Pearl River Art Teacher ‘Transforms’ Rail Trail With Paint & Imagination
(PEARL RIVER, NEW YORK) - Instead of writing about what he did last Summer, Pearl River Teachers Association (PRTA) Member John DeMarco painted it. In a crush of color, this Art Teacher spent part of Summer 2018 on a bicycle and walking path in Albany County transforming a quiet underpass with paint and imagination.
DeMarco was chosen in a competitive quest for artists to brighten up a section of the nine-mile Helderberg-Hudson Public Rail Trail.
Under his brush, ash-colored bridge supports became stylized with oversized wild flowers in bold blues and greens that glow.
His nature motif colored with pigments culled from brazen earth and sky.
Hollyhock, Queen Anne’s lace, bee balm and long grasses command the space.
The artwork lifts the gloom from this dark spot on the trail, which heads into a low tunnel.
His project was named “Full Spectrum.”
“I was ‘mostly focused on’ the color – ‘it was so dark under there.’ I was ‘focused on the spectrum,’” said DeMarco, who hauled paints and buckets of water daily from the Slingerlands Fire Department - about a half-mile to the site.
The cement piers are now painted with a bright base of red, orange, yellow, blue, indigo and violet - their transformation starting with splattered paint.
“We used water gun shooters,” he said, laughing. “It’s ‘not like working in your studio.’”

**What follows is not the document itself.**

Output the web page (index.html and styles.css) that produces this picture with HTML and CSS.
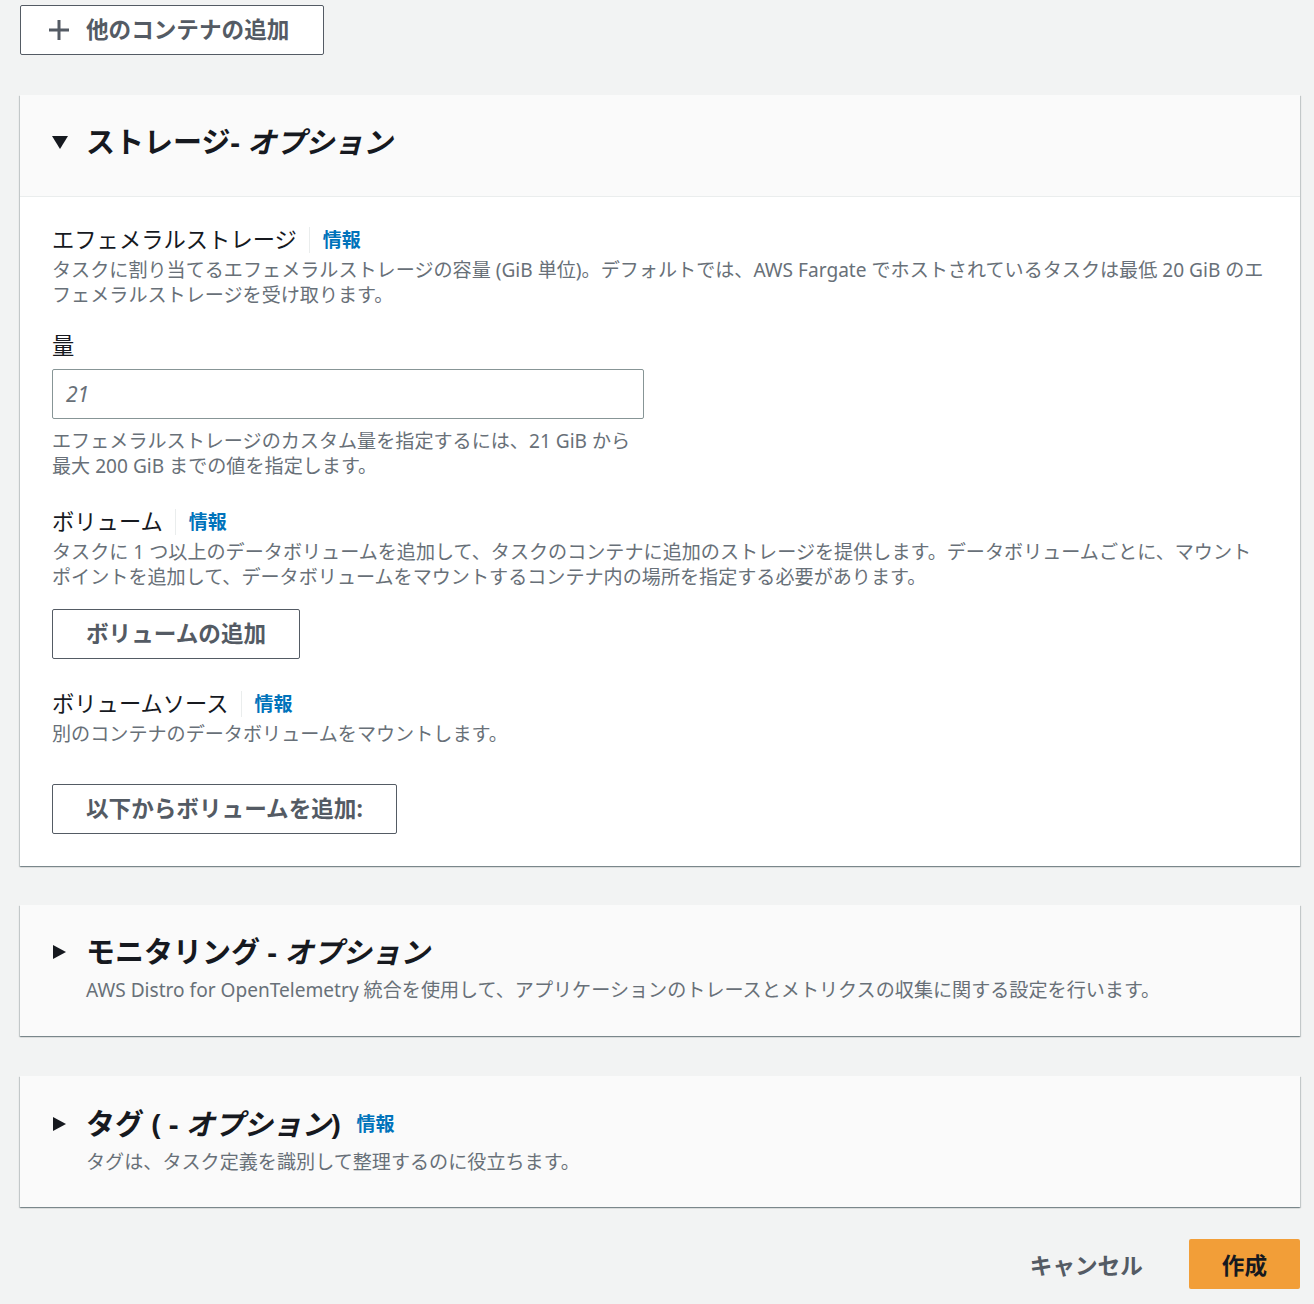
FILE: index.html
```html
<!DOCTYPE html>
<html lang="ja">
<head>
<meta charset="utf-8">
<title>ストレージ</title>
<link rel="stylesheet" href="styles.css">
</head>
<body>
<div class="page">
  <button class="btn btn-add"><svg class="plus" viewBox="0 0 22 22" width="22" height="22"><path d="M11 1v20M1 11h20" stroke="#545b64" stroke-width="3" fill="none"/></svg><span>他のコンテナの追加</span></button>

  <section class="card card-open">
    <div class="card-head">
      <span class="tri tri-down"></span>
      <h2 class="card-title">ストレージ- <i>オプション</i></h2>
    </div>
    <div class="card-body">
      <div class="field">
        <div class="label-row"><span class="label">エフェメラルストレージ</span><span class="sep"></span><a class="info">情報</a></div>
        <p class="desc">タスクに割り当てるエフェメラルストレージの容量 (GiB 単位)。デフォルトでは、AWS Fargate でホストされているタスクは最低 20 GiB のエフェメラルストレージを受け取ります。</p>
      </div>
      <div class="field field-amount">
        <div class="label-row"><span class="label">量</span></div>
        <div class="input"><span class="placeholder">21</span></div>
        <p class="desc hint">エフェメラルストレージのカスタム量を指定するには、21 GiB から最大 200 GiB までの値を指定します。</p>
      </div>
      <div class="field field-volume">
        <div class="label-row"><span class="label">ボリューム</span><span class="sep"></span><a class="info">情報</a></div>
        <p class="desc">タスクに 1 つ以上のデータボリュームを追加して、タスクのコンテナに追加のストレージを提供します。データボリュームごとに、マウントポイントを追加して、データボリュームをマウントするコンテナ内の場所を指定する必要があります。</p>
        <button class="btn btn-vol">ボリュームの追加</button>
      </div>
      <div class="field field-source">
        <div class="label-row"><span class="label">ボリュームソース</span><span class="sep"></span><a class="info">情報</a></div>
        <p class="desc">別のコンテナのデータボリュームをマウントします。</p>
        <button class="btn btn-from">以下からボリュームを追加:</button>
      </div>
    </div>
  </section>

  <section class="card card-closed">
    <div class="closed-head">
      <span class="tri tri-right"></span>
      <h2 class="card-title">モニタリング - <i>オプション</i></h2>
    </div>
    <p class="desc closed-desc">AWS Distro for OpenTelemetry 統合を使用して、アプリケーションのトレースとメトリクスの収集に関する設定を行います。</p>
  </section>

  <section class="card card-closed">
    <div class="closed-head">
      <span class="tri tri-right"></span>
      <h2 class="card-title">タグ ( - <i>オプション</i>)</h2>
      <a class="info title-info">情報</a>
    </div>
    <p class="desc closed-desc">タグは、タスク定義を識別して整理するのに役立ちます。</p>
  </section>

  <div class="actions">
    <button class="btn-link">キャンセル</button>
    <button class="btn-primary">作成</button>
  </div>
</div>
</body>
</html>
```

FILE: styles.css
```css
* { box-sizing: border-box; }
body {
  margin: 0;
  background: #f2f3f3;
  font-family: "Noto Sans", "Noto Sans CJK JP", sans-serif;
  color: #16191f;
}
.page {
  width: 1280px;
  margin-left: 20px;
  padding-top: 5px;
  padding-bottom: 16px;
}
p { margin: 0; }
.btn {
  display: inline-flex;
  align-items: center;
  height: 50px;
  padding: 0 33px;
  background: #fff;
  border: 1px solid #545b64;
  border-radius: 2px;
  color: #545b64;
  font-family: inherit;
  font-size: 22.6px;
  font-weight: 700;
  line-height: 1;
}
.btn-add {
  padding: 0 34px 0 27px;
  gap: 16px;
}
.plus { display: block; }
.card {
  background: #fff;
  box-shadow: 0 1px 1px 0 rgba(0,28,36,.3), 1px 1px 1px 0 rgba(0,28,36,.15), -1px 1px 1px 0 rgba(0,28,36,.15);
}
.card-open { margin-top: 40px; }
.card-head {
  display: flex;
  align-items: center;
  background: #fafafa;
  border-bottom: 1px solid #eaeded;
  padding: 27px 32px 34px;
}
.card-title {
  margin: 0;
  font-size: 29px;
  line-height: 40px;
  font-weight: 700;
  color: #16191f;
}
.card-title i { font-style: italic; }
.tri {
  display: block;
  width: 0;
  height: 0;
  margin-right: 18px;
}
.tri-down {
  border-left: 8px solid transparent;
  border-right: 8px solid transparent;
  border-top: 13px solid #16191f;
}
.tri-right {
  border-top: 7px solid transparent;
  border-bottom: 7px solid transparent;
  border-left: 13px solid #16191f;
  margin-left: 1px;
  margin-right: 20px;
}
.card-body {
  padding: 28px 32px 32px;
}
.label-row {
  display: flex;
  align-items: center;
  height: 30px;
}
.label {
  font-size: 22.3px;
  line-height: 30px;
  color: #16191f;
}
.sep {
  width: 1px;
  height: 26px;
  background: #eaeded;
  margin: 0 13px 0 12px;
}
.info {
  color: #0073bb;
  font-weight: 700;
  font-size: 19px;
  line-height: 30px;
}
.desc {
  margin-top: 3px;
  font-size: 19.1px;
  line-height: 25px;
  color: #687078;
}
.field-amount { margin-top: 23px; }
.input {
  margin-top: 8px;
  width: 592px;
  height: 50px;
  border: 1px solid #879596;
  border-radius: 2px;
  display: flex;
  align-items: center;
  padding-left: 13px;
}
.placeholder {
  font-style: italic;
  font-size: 21px;
  color: #687078;
}
.hint {
  margin-top: 10px;
  width: 592px;
}
.field-volume { margin-top: 28px; }
.btn-vol { margin-top: 19px; }
.field-source { margin-top: 30px; }
.btn-from { margin-top: 37px; }

.card-closed {
  background: #fafafa;
  padding: 27px 32px 33px;
  margin-top: 39px;
}
.card-closed + .card-closed { margin-top: 40px; padding-top: 28px; padding-bottom: 32px; }
.closed-head {
  display: flex;
  align-items: center;
}
.title-info { margin-left: 16px; }
.closed-desc {
  margin-top: 6px;
  padding-left: 34px;
}
.actions {
  margin-top: 32px;
  display: flex;
  justify-content: flex-end;
  align-items: center;
  gap: 12px;
}
.btn-link {
  background: none;
  border: none;
  height: 50px;
  padding: 0 34px;
  font-family: inherit;
  font-size: 22.6px;
  font-weight: 700;
  color: #545b64;
}
.btn-primary {
  height: 50px;
  padding: 0 33px;
  background: #f29e38;
  border: none;
  border-radius: 2px;
  font-family: inherit;
  font-size: 22.6px;
  font-weight: 700;
  color: #16191f;
}
```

“We” included: his wife, Nyack Teachers Association Special Education Teacher Tricia Crafts; their son, Caden; Pearl River Teachers Association Member and Art Teacher Andrea della Cava; along with volunteers from the Hudson Mohawk Land Conservancy, students, and random walkers on the trail who helped paint the base colors.
The organizers of the project wanted community involvement.
DeMarco, who is a “very big fan” of abstract expressionists Marc Rothko and Gerhard Richter, said he used a combination of exterior paint and acrylic paint for the project.
“I was ‘super excited I was chosen,’” he said. ‘I’m ‘really happy with how it turned out.’ ‘I’ve got such a good response from people while working.’”
He put in 12-hour days to finish all eight piers and his son worked every day with him.
“When the sun was up, we were there,” he said.
DeMarco has had his work exhibited at the New York Hall of Science in New York City this past year. He has also shown his paintings at the Garner Arts Center, the Green Point Gallery in Brooklyn, the Castle Fitz-John Galley in New York City, The Hopper House in Nyack and the Andy Warhol Museum in Pittsburgh.
He is no stranger to large work or public art, either.
He painted two other murals in Lyndonville in Orleans County in Western New York - one as a community anti-industrial wind turbine statement and one painted with a group of people on the subject of driftwood and fishes.